By investing in a new gas-powered thermal power plant, the town of Flensburg in northern Germany will reduce its CO2 emissions by 40% while shutting down its coal-fired boilers ahead of the government’s schedule.
The town of Flensburg in Germany, not far from the Baltic and the Danish border, will be able to entirely replace coal in its energy generation earlier than specified by the federal government. And the key to this acceleration? A new natural gas-fired thermal power plant due for commissioning in 2022. This installation, named Boiler 13, will enable more efficient energy generation and also usher two coal-fired boilers into early retirement. These are expected to operate for another 10 years or so before finally shutting down.
The switch from coal to natural gas is an appropriate response to the problems posed by increasing wind-powered electricity generation.
This evolution brings tangible benefits to the fight against greenhouse gases. “Boiler 13 will reduce CO2 emissions by 40% for the same amount of energy as the coal-fired boilers,” says Olaf Rhein, CEO of Actemium Hanover, which is involved in setting up the plant. Once this new plant enters service, therefore, CO2 emissions will be around 120,000 tonnes a year lower. That’s an appreciable gain for this town of 90,000 inhabitants, for which Boiler 13 represents another step on the path to carbon-neutral energy generation.

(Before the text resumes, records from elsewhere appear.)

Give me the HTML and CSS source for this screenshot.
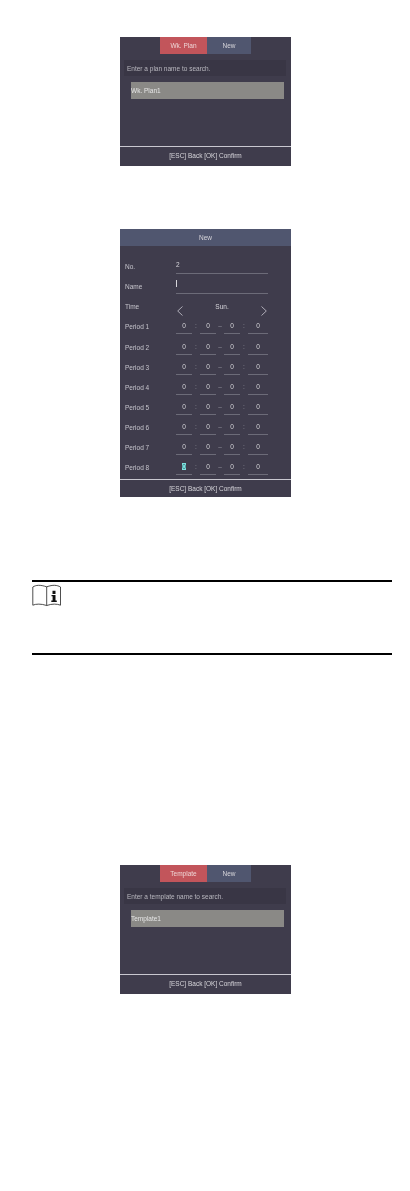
FILE: index.html
```html
<!DOCTYPE html>
<html lang="en">
<head>
<meta charset="utf-8">
<title>Plans</title>
<link rel="stylesheet" href="styles.css">
</head>
<body>
<section class="screen list first">
  <div class="tabs"><span class="tab active">Wk. Plan</span><span class="tab">New</span></div>
  <div class="search">Enter a plan name to search.</div>
  <div class="item">Wk. Plan1</div>
  <div class="spacer"></div>
  <div class="footer">[ESC] Back [OK] Confirm</div>
</section>

<section class="screen form">
  <div class="title">New</div>
  <div class="fields">
    <div class="row"><span class="label">No.</span><span class="input">2</span></div>
    <div class="row"><span class="label">Name</span><span class="input"><i class="caret"></i></span></div>
    <div class="row"><span class="label">Time</span>
      <div class="day">
        <svg class="chev" viewBox="0 0 6 10"><path d="M5.500 .5 .7 5l4.800 4.500"/></svg>
        <span class="dayname">Sun.</span>
        <svg class="chev" viewBox="0 0 6 10"><path d="M.5 .5 5.300 5 .5 9.500"/></svg>
      </div>
    </div>
    <div class="row"><span class="label">Period 1</span><div class="period"><span>0</span><b>:</b><span>0</span><b>–</b><span>0</span><b>:</b><span>0</span></div></div>
    <div class="row"><span class="label">Period 2</span><div class="period"><span>0</span><b>:</b><span>0</span><b>–</b><span>0</span><b>:</b><span>0</span></div></div>
    <div class="row"><span class="label">Period 3</span><div class="period"><span>0</span><b>:</b><span>0</span><b>–</b><span>0</span><b>:</b><span>0</span></div></div>
    <div class="row"><span class="label">Period 4</span><div class="period"><span>0</span><b>:</b><span>0</span><b>–</b><span>0</span><b>:</b><span>0</span></div></div>
    <div class="row"><span class="label">Period 5</span><div class="period"><span>0</span><b>:</b><span>0</span><b>–</b><span>0</span><b>:</b><span>0</span></div></div>
    <div class="row"><span class="label">Period 6</span><div class="period"><span>0</span><b>:</b><span>0</span><b>–</b><span>0</span><b>:</b><span>0</span></div></div>
    <div class="row"><span class="label">Period 7</span><div class="period"><span>0</span><b>:</b><span>0</span><b>–</b><span>0</span><b>:</b><span>0</span></div></div>
    <div class="row"><span class="label">Period 8</span><div class="period"><span><em class="cursor">0</em></span><b>:</b><span>0</span><b>–</b><span>0</span><b>:</b><span>0</span></div></div>
  </div>
  <div class="footer">[ESC] Back [OK] Confirm</div>
</section>

<section class="note">
  <svg class="noteicon" viewBox="0 0 30 23">
    <path class="thin" d="M.8 3C4 1 8 .6 14.700 2.800C21 .6 25 1 28.500 3V21.200C25 19.800 20 19.600 14.700 21.500C9 19.600 4 19.800 .8 21.200Z"/>
    <path class="thin" d="M14.700 2.800V21.500"/>
    <path class="bold" d="M20.500 6.700h3v3.200h-3zM19.500 11h4v5.600h1.300v1.300h-5.500v-1.300h1.300v-4.300h-1.100z"/>
  </svg>
</section>

<section class="screen list last">
  <div class="tabs"><span class="tab active">Template</span><span class="tab">New</span></div>
  <div class="search">Enter a template name to search.</div>
  <div class="item">Template1</div>
  <div class="spacer"></div>
  <div class="footer">[ESC] Back [OK] Confirm</div>
</section>
</body>
</html>
```

FILE: styles.css
```css
* { box-sizing: border-box; }
html, body { margin: 0; padding: 0; background: #fff; }
body {
  width: 410px;
  height: 1191px;
  overflow: hidden;
  padding-top: 37px;
  font-family: "Liberation Sans", Arial, sans-serif;
}
.screen {
  width: 171px;
  margin-left: 120px;
  background: #3f3c4c;
  color: #d6d5da;
  font-size: 6.500px;
  display: flex;
  flex-direction: column;
  filter: blur(.3px);
  will-change: transform;
}
.list { height: 129px; }
.tabs { display: flex; margin-left: 40px; height: 17px; }
.tab {
  width: 44px;
  display: flex;
  align-items: center;
  justify-content: center;
  background: #50566f;
}
.tab.active { width: 47px; background: #c2555b; color: #eed5d5; }
.search {
  margin: 6px 5px 0 4px;
  height: 16px;
  padding-left: 3px;
  display: flex;
  align-items: center;
  background: #393645;
  color: #b9b8bf;
}
.item {
  margin: 6px 7px 0 11px;
  height: 17px;
  display: flex;
  align-items: center;
  background: #8a8986;
  color: #e6e6e6;
}
.spacer { flex: 1; }
.footer {
  height: 20px;
  flex: none;
  padding-bottom: 2px;
  border-top: 1px solid #c9c8d0;
  display: flex;
  align-items: center;
  justify-content: center;
}
.form { margin-top: 63px; height: 268px; }
.form .footer { height: 18px; padding-bottom: 0; }
.title {
  height: 17px;
  flex: none;
  display: flex;
  align-items: center;
  justify-content: center;
  background: #50566f;
}
.fields { flex: 1; min-height: 0; padding: 13px 0 0 5px; display: flex; flex-direction: column; }
.row { display: flex; height: 20.150px; flex: none; }
.label { width: 51px; flex: none; padding-top: 3px; line-height: 9px; color: #c6c5cc; }
.input {
  width: 92px;
  height: 15px;
  border-bottom: 1px solid #6c6b78;
  line-height: 12px;
}
.caret { display: inline-block; width: 1px; height: 7px; background: #d6d5da; }
.day { width: 92px; height: 17px; display: flex; justify-content: space-between; padding: 0 1px; }
.dayname { line-height: 16px; }
.chev { width: 6px; height: 10px; margin-top: 7px; }
.chev path { fill: none; stroke: #c9c8d0; stroke-width: .8; }
.period { display: flex; width: 92px; height: 15px; line-height: 13px; }
.period span {
  width: 16px;
  text-align: center;
  border-bottom: 1px solid #6c6b78;
  flex: none;
}
.period span:last-child { width: 20px; }
.period b { width: 8px; text-align: center; font-weight: normal; color: #8f8e99; flex: none; }
.cursor { font-style: normal; background: #7fe3e0; color: #2c6a70; padding: 0 .5px; }
.note {
  margin: 83px 18px 0 32px;
  height: 75px;
  border-top: 2px solid #000;
  border-bottom: 2px solid #000;
}
.noteicon { display: block; width: 30px; height: 23px; margin-top: 2px; }
.thin { fill: none; stroke: #222; stroke-width: .8; }
.bold { fill: #111; }
.last { margin-top: 210px; }
```
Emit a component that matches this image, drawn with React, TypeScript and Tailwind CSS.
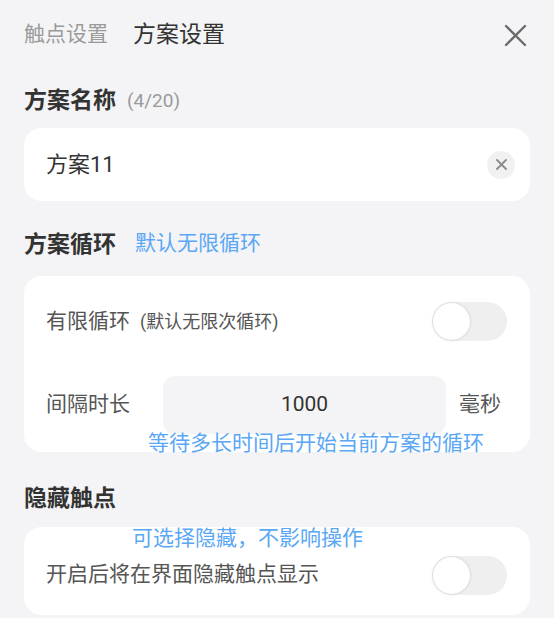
import { useState } from "react";

function Toggle({ on = false }: { on?: boolean }) {
  return (
    <div className="relative h-[39px] w-[75px] shrink-0 rounded-full bg-[#efefef]">
      <div
        className={
          "absolute top-[1px] h-[37px] w-[37px] rounded-full bg-white shadow-[0_0_3px_rgba(0,0,0,0.18)] " +
          (on ? "right-[1px]" : "left-[1px]")
        }
      />
    </div>
  );
}

export default function App() {
  const [name] = useState("方案11");

  return (
    <div
      className="h-[618px] w-[554px] overflow-hidden bg-[#f4f4f6] px-6 text-[#333]"
      style={{ fontFamily: '"Roboto", "Noto Sans CJK SC", sans-serif' }}
    >
      {/* Header tabs */}
      <div className="flex h-[70px] items-center pr-[3px]">
        <span className="text-[21px] text-[#9a9a9a]">触点设置</span>
        <span className="ml-[25px] text-[23px] text-[#333]">方案设置</span>
        <svg className="ml-auto" width="23" height="23" viewBox="0 0 23 23" fill="none">
          <path d="M2 2L21 21M21 2L2 21" stroke="#6b6b6b" strokeWidth="2.4" strokeLinecap="round" />
        </svg>
      </div>

      {/* Scheme name */}
      <div className="mt-4 flex h-[30px] items-center">
        <span className="text-[23px] font-bold">方案名称</span>
        <span className="ml-[11px] text-[19px] text-[#9a9a9a]">(4/20)</span>
      </div>
      <div className="mt-3 flex h-[73px] items-center rounded-[18px] bg-white pl-[22px] pr-[15px]">
        <span className="text-[22px] text-[#333]">{name}</span>
        <div className="ml-auto flex h-[28px] w-[28px] items-center justify-center rounded-full bg-[#f1f1f1]">
          <svg width="11" height="11" viewBox="0 0 11 11" fill="none">
            <path d="M1 1L10 10M10 1L1 10" stroke="#8a8a8a" strokeWidth="1.8" strokeLinecap="round" />
          </svg>
        </div>
      </div>

      {/* Scheme loop */}
      <div className="mt-[29px] flex h-[30px] items-center">
        <span className="text-[23px] font-bold">方案循环</span>
        <span className="ml-[19px] -mt-[3px] text-[21px] text-[#5aa7f5]">默认无限循环</span>
      </div>
      <div className="relative mt-4 flex flex-col rounded-[18px] bg-white pl-[22px] pr-[23px] pt-[26px] pb-[18px]">
        <div className="flex h-[39px] items-center">
          <span className="text-[21px] text-[#555]">有限循环</span>
          <span className="ml-[10px] text-[18px] text-[#555]">(默认无限次循环)</span>
          <div className="ml-auto">
            <Toggle />
          </div>
        </div>
        <div className="mt-[35px] flex h-[58px] items-center">
          <span className="w-[117px] shrink-0 text-[21px] text-[#555]">间隔时长</span>
          <div className="flex h-[58px] w-[283px] items-center justify-center rounded-[12px] bg-[#f4f4f6] text-[21px] text-[#333]">
            1000
          </div>
          <span className="ml-[13px] text-[21px] text-[#555]">毫秒</span>
        </div>
        <span className="absolute left-[124px] top-[155px] whitespace-nowrap text-[21px] leading-[24px] text-[#5aa7f5]">
          等待多长时间后开始当前方案的循环
        </span>
      </div>

      {/* Hide touch points */}
      <div className="mt-8 flex h-[30px] items-center">
        <span className="text-[23px] font-bold">隐藏触点</span>
      </div>
      <div className="relative mt-[13px] flex h-[88px] items-center rounded-[18px] bg-white pl-[22px] pr-[23px] pt-[8px]">
        <span className="text-[21px] text-[#555]">开启后将在界面隐藏触点显示</span>
        <div className="ml-auto">
          <Toggle />
        </div>
        <span className="absolute left-[108px] -top-[1px] whitespace-nowrap text-[21px] leading-[24px] text-[#5aa7f5]">
          可选择隐藏，不影响操作
        </span>
      </div>
    </div>
  );
}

The switch from coal to natural gas is also an appropriate response to the problems posed by increasing wind-powered electricity generation, especially in northern Germany. Intermittent by nature, wind electricity requires some means of filling the resulting output gaps. Natural gas offers exactly the fast and flexible use of generation facilities needed: a double benefit for the environment.
Gas and steam
The Boiler 13 project continues the transition that began with help from Actemium in 2014–2016. The focus then was on Project Boiler 12, which just like Boiler 13 now, centred on the construction of a CCGT (combined cycle gas turbine) power plant to generate both heat and electricity.
In this type of plant, natural gas is used to produce electricity in two phases. The natural gas powers a turbine and a generator. The exhaust gases from this turbine are used to produce steam, which in turn drives another turbine and generator that produce surplus electricity.
Olaf Rhein emphasises this combination’s high performance: “A modern gas-powered electricity plant produces electricity with at most 60% efficiency. Compare this with Boiler 13, which with 70 megawatts of urban heating power, will be more than 90% efficient thanks to the combined generation of electricity and urban heating. That’s also 10% more output than from the old coal-fired boiler.”
Once the modernisation of its combined heat and electricity power plant is completed, Flensburg will be meeting up to 80% of its urban heating requirement using natural gas. The town will also be able to take pride in having achieved the government’s 2038 coal elimination target well ahead of schedule.